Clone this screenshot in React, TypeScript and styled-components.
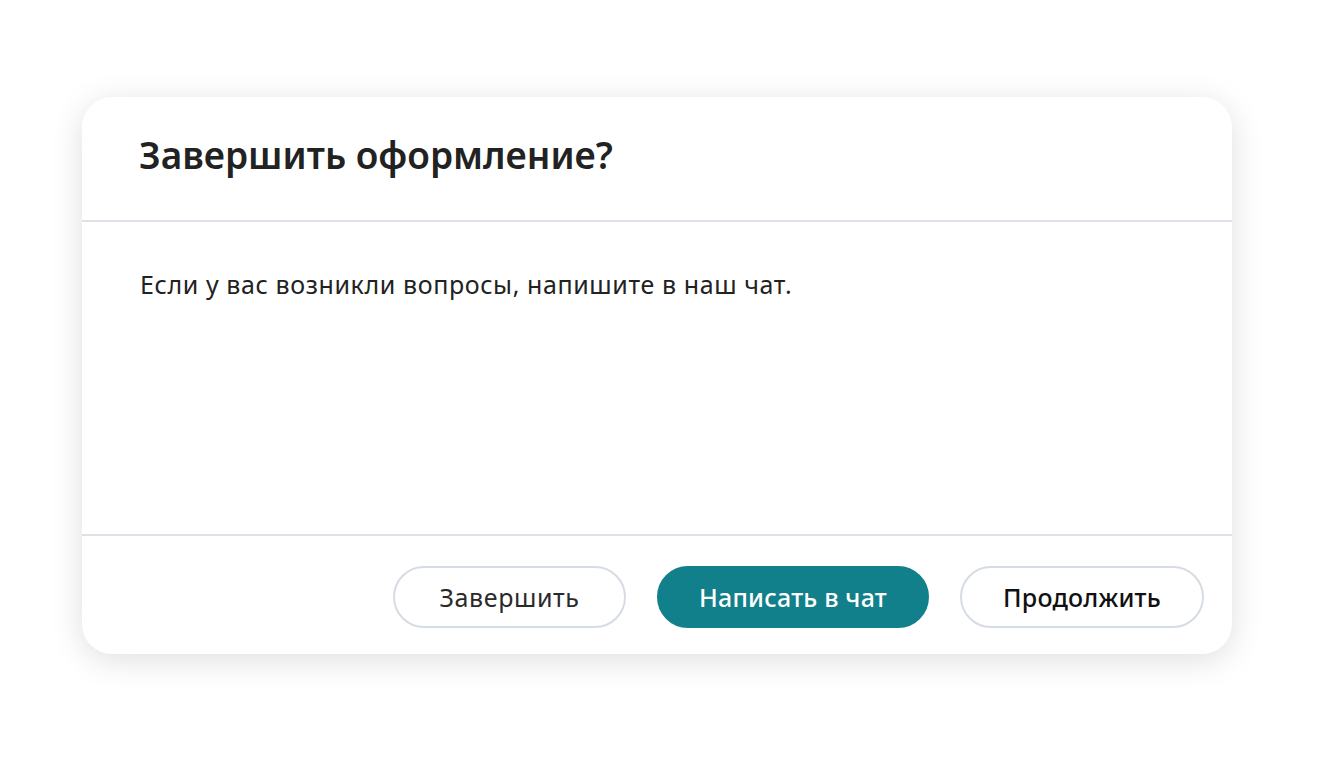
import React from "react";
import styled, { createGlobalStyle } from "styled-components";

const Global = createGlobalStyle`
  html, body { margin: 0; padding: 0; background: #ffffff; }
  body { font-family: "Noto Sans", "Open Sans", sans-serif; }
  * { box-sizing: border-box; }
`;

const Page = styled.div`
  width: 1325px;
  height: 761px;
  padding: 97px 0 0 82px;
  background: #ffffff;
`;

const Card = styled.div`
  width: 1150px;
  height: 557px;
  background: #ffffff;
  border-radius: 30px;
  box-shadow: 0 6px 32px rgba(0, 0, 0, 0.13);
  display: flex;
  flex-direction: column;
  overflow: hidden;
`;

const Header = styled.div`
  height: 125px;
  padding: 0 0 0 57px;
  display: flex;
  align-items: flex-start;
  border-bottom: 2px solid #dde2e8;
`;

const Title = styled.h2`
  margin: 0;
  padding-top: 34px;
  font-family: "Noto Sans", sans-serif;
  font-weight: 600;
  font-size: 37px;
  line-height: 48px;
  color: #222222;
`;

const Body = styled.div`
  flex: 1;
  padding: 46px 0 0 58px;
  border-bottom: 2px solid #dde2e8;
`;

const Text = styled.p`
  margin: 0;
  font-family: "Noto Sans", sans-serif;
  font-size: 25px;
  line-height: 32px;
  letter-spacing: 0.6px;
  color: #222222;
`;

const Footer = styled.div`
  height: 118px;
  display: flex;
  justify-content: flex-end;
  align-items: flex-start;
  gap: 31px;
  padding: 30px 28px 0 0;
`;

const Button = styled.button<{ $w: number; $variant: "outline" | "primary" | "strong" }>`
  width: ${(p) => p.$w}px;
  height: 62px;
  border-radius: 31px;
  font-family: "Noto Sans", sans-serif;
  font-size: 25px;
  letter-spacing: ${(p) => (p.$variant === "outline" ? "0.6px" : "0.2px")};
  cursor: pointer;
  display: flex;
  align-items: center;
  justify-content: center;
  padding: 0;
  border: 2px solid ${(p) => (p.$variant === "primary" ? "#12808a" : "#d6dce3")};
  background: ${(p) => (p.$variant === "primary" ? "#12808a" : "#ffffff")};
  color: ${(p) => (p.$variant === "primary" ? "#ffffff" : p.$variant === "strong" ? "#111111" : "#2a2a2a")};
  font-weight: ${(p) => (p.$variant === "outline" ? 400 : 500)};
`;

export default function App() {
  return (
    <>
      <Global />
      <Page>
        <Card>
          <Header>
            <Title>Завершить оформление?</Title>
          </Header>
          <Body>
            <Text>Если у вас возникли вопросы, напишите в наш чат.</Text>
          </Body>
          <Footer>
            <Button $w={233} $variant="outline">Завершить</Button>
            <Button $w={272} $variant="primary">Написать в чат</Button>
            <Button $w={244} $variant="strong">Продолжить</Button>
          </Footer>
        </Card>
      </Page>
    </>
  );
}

******

Work to do:
State only how many lines in the material include "components".

Complete answer:
2